Дженни внимала каждому его слову с удивленной радостью – впервые она встречалась с человеком, который испытывал те же чувства, что и она сама, и не стеснялся говорить о них, не пытался предать забвению то, что мучило его. Выходит, он не согласен променять свою печаль на сладость забвения? Так, может, и ей не надо стремиться бежать от самой себя? Теперь уже она горела желанием продолжить столь трепетную тему. Танец закончился, начался следующий, и Дженни сама вернулась к разговору:
– Может быть, домашний уют и добрые друзья помогут вам излечиться?
– Вы очень добры, мисс Браун, но, боюсь, мне не суждено познать домашние радости. Предмет моей страсти, бесконечно прекрасная юная леди, предпочла знаки внимания моего сводного брата моим пылким признаниям.
Дженни не смогла удержаться, чтобы не ахнуть – настолько поразительным было совпадение ее истории с обстоятельствами мистера Доэрти.
– Что с вами, мисс Браун? Вам дурно? Позвольте я отведу вас на балкон освежиться немного. Впрочем, там еще слишком холодно, пройдемте в зимний сад, посмотрим на персики посланника.
Дженни послушно дала увлечь себя в оранжерею, чего раньше никогда бы не позволила себе с незнакомым человеком. Впрочем, в деревне все молодые люди были знакомы ей с детства либо являлись родственниками или гостями последних, и о каждом из них ей сразу же могли рассказать дюжину сплетен и пару-тройку правдивых историй. О мистере же Доэрти она не знала ничего, кроме того, что он сам рассказывал, и ее заинтересованность извиняла некоторое нарушение правил.

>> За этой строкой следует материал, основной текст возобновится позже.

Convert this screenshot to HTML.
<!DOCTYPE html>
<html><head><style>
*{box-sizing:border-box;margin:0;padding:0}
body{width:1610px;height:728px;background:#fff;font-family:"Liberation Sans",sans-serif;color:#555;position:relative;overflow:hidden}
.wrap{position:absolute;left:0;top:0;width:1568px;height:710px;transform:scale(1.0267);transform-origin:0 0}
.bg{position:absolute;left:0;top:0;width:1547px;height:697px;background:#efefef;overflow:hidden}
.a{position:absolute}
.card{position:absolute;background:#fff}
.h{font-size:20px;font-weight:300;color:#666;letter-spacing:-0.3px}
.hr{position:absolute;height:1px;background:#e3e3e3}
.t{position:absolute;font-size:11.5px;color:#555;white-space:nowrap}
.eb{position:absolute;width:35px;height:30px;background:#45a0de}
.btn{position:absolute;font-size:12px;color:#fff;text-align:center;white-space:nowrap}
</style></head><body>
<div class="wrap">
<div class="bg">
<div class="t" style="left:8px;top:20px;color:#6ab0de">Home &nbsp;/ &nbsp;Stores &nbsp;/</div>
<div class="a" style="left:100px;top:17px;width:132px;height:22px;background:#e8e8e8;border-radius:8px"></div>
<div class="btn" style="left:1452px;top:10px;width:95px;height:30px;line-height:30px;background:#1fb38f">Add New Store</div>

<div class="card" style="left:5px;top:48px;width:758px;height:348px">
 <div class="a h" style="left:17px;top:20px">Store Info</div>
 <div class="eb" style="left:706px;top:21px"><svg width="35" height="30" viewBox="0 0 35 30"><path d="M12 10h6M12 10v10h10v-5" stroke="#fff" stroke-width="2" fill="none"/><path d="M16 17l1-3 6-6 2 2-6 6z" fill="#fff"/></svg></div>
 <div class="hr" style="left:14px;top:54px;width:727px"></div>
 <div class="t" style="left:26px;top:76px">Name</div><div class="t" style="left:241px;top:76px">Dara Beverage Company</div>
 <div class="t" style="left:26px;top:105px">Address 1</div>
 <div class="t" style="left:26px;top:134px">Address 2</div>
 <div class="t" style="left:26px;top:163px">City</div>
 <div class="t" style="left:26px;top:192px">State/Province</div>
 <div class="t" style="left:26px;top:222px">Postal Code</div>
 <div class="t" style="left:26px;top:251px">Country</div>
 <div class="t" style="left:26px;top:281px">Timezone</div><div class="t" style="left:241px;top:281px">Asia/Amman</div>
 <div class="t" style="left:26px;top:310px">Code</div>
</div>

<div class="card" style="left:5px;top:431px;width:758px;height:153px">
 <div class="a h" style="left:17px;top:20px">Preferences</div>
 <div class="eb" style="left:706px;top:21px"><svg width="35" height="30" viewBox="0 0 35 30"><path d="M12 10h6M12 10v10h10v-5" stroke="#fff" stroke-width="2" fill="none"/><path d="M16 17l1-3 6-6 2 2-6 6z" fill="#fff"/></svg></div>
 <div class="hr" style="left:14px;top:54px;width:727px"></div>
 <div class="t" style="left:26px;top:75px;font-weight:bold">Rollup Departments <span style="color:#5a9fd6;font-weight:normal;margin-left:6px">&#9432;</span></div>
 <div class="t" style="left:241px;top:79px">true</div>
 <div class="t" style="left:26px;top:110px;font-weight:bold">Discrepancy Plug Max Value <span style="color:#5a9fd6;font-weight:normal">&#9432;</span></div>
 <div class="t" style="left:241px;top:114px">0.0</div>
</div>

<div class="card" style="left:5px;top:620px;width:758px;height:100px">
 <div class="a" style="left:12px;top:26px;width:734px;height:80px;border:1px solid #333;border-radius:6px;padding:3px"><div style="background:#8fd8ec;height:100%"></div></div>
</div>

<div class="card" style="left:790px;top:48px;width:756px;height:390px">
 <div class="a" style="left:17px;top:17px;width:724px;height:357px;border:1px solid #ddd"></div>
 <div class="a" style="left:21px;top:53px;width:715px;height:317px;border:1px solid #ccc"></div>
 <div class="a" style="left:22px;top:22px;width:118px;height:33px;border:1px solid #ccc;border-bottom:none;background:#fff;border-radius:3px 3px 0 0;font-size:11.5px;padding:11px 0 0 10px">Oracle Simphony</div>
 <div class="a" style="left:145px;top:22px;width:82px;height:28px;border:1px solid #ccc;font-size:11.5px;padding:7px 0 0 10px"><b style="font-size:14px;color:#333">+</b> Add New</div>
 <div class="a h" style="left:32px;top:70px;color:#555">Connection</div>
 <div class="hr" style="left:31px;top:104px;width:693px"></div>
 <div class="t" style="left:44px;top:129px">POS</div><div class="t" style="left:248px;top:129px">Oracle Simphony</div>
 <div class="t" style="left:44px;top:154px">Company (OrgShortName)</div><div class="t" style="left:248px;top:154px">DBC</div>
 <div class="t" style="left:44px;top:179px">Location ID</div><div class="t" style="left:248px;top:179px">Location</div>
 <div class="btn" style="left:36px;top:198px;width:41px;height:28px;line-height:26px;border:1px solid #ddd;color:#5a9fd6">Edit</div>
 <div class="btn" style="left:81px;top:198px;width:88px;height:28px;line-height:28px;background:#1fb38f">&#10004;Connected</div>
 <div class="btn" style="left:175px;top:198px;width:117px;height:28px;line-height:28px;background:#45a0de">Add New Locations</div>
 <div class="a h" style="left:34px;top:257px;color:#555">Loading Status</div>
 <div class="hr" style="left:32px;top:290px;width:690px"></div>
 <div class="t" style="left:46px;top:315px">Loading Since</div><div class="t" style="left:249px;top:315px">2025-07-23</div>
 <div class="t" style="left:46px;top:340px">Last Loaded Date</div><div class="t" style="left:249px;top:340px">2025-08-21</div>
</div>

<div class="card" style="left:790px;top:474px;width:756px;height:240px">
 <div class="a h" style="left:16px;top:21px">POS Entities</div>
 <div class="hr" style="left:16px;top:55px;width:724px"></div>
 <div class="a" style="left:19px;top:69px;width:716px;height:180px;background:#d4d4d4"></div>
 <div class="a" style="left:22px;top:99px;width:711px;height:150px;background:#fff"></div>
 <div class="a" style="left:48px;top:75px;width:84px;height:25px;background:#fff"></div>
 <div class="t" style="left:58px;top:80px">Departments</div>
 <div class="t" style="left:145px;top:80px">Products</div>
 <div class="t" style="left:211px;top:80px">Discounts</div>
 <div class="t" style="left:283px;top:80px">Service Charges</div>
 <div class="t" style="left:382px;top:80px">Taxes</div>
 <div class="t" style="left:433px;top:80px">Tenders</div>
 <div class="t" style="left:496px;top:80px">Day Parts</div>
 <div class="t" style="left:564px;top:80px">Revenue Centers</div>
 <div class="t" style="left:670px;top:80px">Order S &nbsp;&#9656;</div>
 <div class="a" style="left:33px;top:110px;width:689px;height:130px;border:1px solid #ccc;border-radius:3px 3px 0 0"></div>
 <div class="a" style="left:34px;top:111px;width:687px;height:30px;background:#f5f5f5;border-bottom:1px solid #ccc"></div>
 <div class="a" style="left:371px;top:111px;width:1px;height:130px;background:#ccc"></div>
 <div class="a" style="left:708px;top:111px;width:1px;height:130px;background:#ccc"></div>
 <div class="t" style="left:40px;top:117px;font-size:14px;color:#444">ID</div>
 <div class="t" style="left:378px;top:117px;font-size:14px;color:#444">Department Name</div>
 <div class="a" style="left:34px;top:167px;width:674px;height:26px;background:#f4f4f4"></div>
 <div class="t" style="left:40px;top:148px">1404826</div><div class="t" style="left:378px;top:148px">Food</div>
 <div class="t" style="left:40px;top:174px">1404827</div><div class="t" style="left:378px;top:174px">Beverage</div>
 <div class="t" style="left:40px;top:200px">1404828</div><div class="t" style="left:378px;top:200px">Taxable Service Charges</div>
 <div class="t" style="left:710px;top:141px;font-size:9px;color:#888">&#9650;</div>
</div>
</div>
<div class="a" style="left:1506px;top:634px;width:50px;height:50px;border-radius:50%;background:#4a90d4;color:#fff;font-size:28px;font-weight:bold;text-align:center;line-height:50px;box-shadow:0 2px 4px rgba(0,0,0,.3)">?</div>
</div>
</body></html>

В зимнем саду персики только цвели, по дорожкам прохаживались небольшими группами гости, и появление еще одной пары никого не удивило, хотя и привлекло внимание благодаря внешности кавалера. Найдя незанятую скамью, мистер Доэрти усадил Дженни, а сам примостился на краешке бордюра, отделявшего дорожку от густых зарослей чего-то тропического.
– Позвольте спросить вас, что именно в моей обычной, в сущности, истории так огорчило вас? Ведь вы огорчены, не пытайтесь отрицать это. Мои несчастья сделали меня знатоком человеческой природы, мисс Браун, и я умею распознавать чувства и эмоции по малейшим жестам или даже взмахам ресниц.

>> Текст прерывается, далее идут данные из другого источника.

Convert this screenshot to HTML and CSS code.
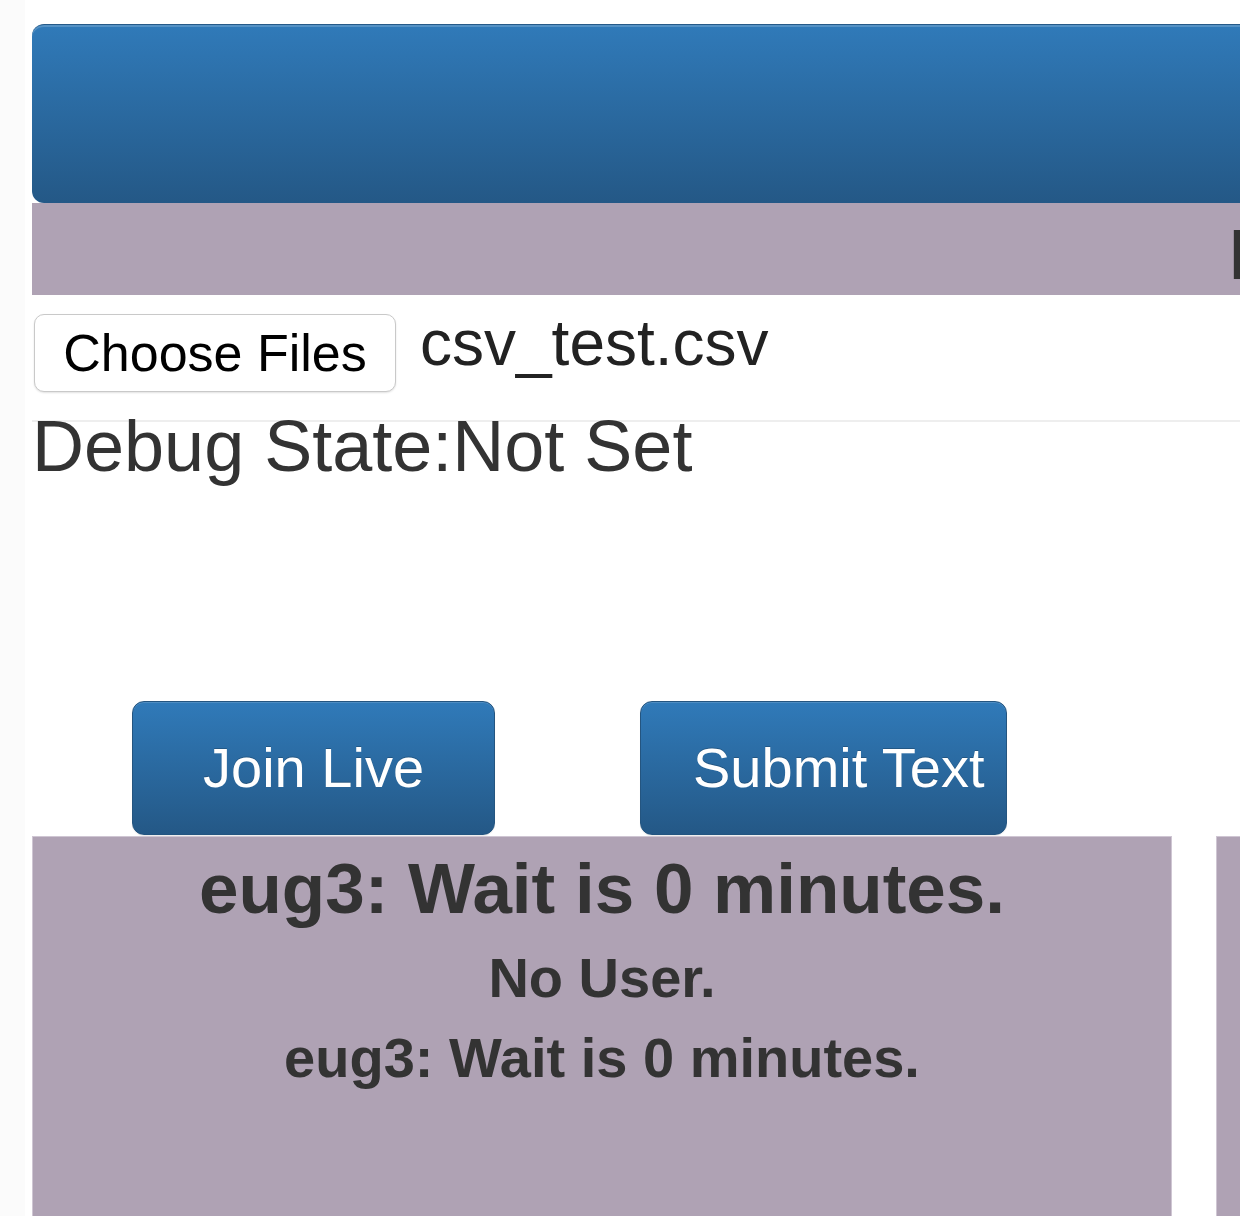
FILE: index.html
```html
<!DOCTYPE html>
<html>
<head>
<meta charset="utf-8">
<title>Queue</title>
<link rel="stylesheet" href="styles.css">
</head>
<body>
<div class="page">
  <div class="header-bar"></div>
  <div class="title-band"><span class="band-text">File Queue</span></div>
  <div class="file-row">
    <button class="file-btn" type="button">Choose Files</button>
    <span class="file-name">csv_test.csv</span>
  </div>
  <div class="debug">Debug State:Not Set</div>
  <div class="actions">
    <button class="btn btn-join" type="button">Join Live</button>
    <button class="btn btn-submit" type="button">Submit Text</button>
  </div>
  <div class="panels">
    <div class="panel">
      <h1 class="wait-main">eug3: Wait is 0 minutes.</h1>
      <h2 class="user">No User.</h2>
      <h2 class="wait-sub">eug3: Wait is 0 minutes.</h2>
    </div>
    <div class="panel panel-second"></div>
  </div>
</div>
</body>
</html>
```

FILE: styles.css
```css
html {
  background: #fbfbfb;
}
body {
  margin: 0 0 0 25px;
  padding: 24px 0 0 7px;
  background: #ffffff;
  overflow: hidden;
  height: 1192px;
  font-family: "Liberation Sans", Helvetica, Arial, sans-serif;
  color: #333333;
}
.page {
  width: 1500px;
}
.header-bar {
  height: 178px;
  border-top: 1px solid #265a88;
  border-radius: 12px 0 0 12px;
  background-image: linear-gradient(to bottom, #307ab9 0%, #245886 100%);
  box-shadow: inset 0 2px 0 rgba(255, 255, 255, 0.18);
}
.title-band {
  height: 92px;
  background: #afa2b4;
  padding-left: 1196px;
  line-height: 104px;
  font-size: 71px;
  white-space: nowrap;
  overflow: hidden;
  color: #333333;
}
.file-row {
  display: flex;
  align-items: flex-start;
  padding: 19px 0 28px 2px;
  border-bottom: 2px solid #eeeeee;
}
.file-btn {
  flex-shrink: 0;
  height: 78px;
  width: 362px;
  padding: 0;
  border: 1px solid #c9c9c9;
  border-radius: 10px;
  background: #ffffff;
  box-shadow: 0 1px 2px rgba(0, 0, 0, 0.12);
  font-family: "Liberation Sans", Helvetica, Arial, sans-serif;
  font-size: 52px;
  color: #000000;
  line-height: 76px;
}
.file-name {
  margin-left: 24px;
  margin-top: -3px;
  font-size: 64px;
  line-height: 64px;
  color: #222222;
}
.debug {
  margin-top: -12px;
  font-size: 72px;
  line-height: 72px;
  color: #333333;
}
.actions {
  display: flex;
  margin-top: 219px;
  padding-left: 100px;
  gap: 145px;
}
.btn {
  flex-shrink: 0;
  height: 134px;
  border: 1px solid #245580;
  border-radius: 12px;
  background-image: linear-gradient(to bottom, #307ab9 0%, #245886 100%);
  box-shadow: inset 0 1px 0 rgba(255, 255, 255, 0.15), 0 1px 1px rgba(0, 0, 0, 0.075);
  color: #ffffff;
  font-family: "Liberation Sans", Helvetica, Arial, sans-serif;
  font-size: 56px;
  line-height: 132px;
  text-shadow: 0 -1px 0 rgba(0, 0, 0, 0.2);
  white-space: nowrap;
  text-align: left;
}
.btn-join {
  width: 363px;
  padding: 0 0 0 70px;
}
.btn-submit {
  width: 367px;
  padding: 0 0 0 52px;
}
.panels {
  display: flex;
  gap: 44px;
  margin-top: 1px;
}
.panel {
  flex-shrink: 0;
  width: 1140px;
  height: 420px;
  box-sizing: border-box;
  background: #afa2b4;
  border: 1px solid #cfc6d3;
  text-align: center;
  color: #333333;
  padding-top: 12px;
}
.panel-second {
  width: 400px;
}
.wait-main {
  margin: 0;
  font-size: 71px;
  line-height: 80px;
  font-weight: bold;
}
.user {
  margin: 9px 0 0;
  font-size: 56px;
  line-height: 80px;
  font-weight: bold;
}
.wait-sub {
  margin: 0;
  font-size: 56px;
  line-height: 80px;
  font-weight: bold;
}
```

Дженни сидела, устремив взгляд в гравий на дорожке и торопливо соображая, как поудачнее ответить на этот щекотливый вопрос.
– Я думаю, сэр, рассказ о ваших горестях не может оставить равнодушным даже самое черствое сердце. С вами поступили жестоко, но вы ведь простили? Простили? – этот вопрос занимал ее сейчас более всего.
– Я простил его, ведь если я влюбился в эту леди, то это не значит, что ее не может полюбить другой мужчина. А вот ее я простить не смогу.
– Но почему, точно так же и она ведь могла полюбить другого! – Дженни порадовалась, что его мысли совпали с ее собственными относительно соперника, но она до сих пор не знала, как встретится с Марком и сможет ли принять его как брата.
– Она знала, что я влюблен, и одаривала меня знаками внимания, которые позволяли надеяться… – После паузы юноша продолжил более холодным тоном: – А мой брат просто оказался более выгодной партией, она ничуть не увлечена им, я уверен. Это предательство невозможно простить.
Дженни призадумалась, почти забыв о своем кавалере.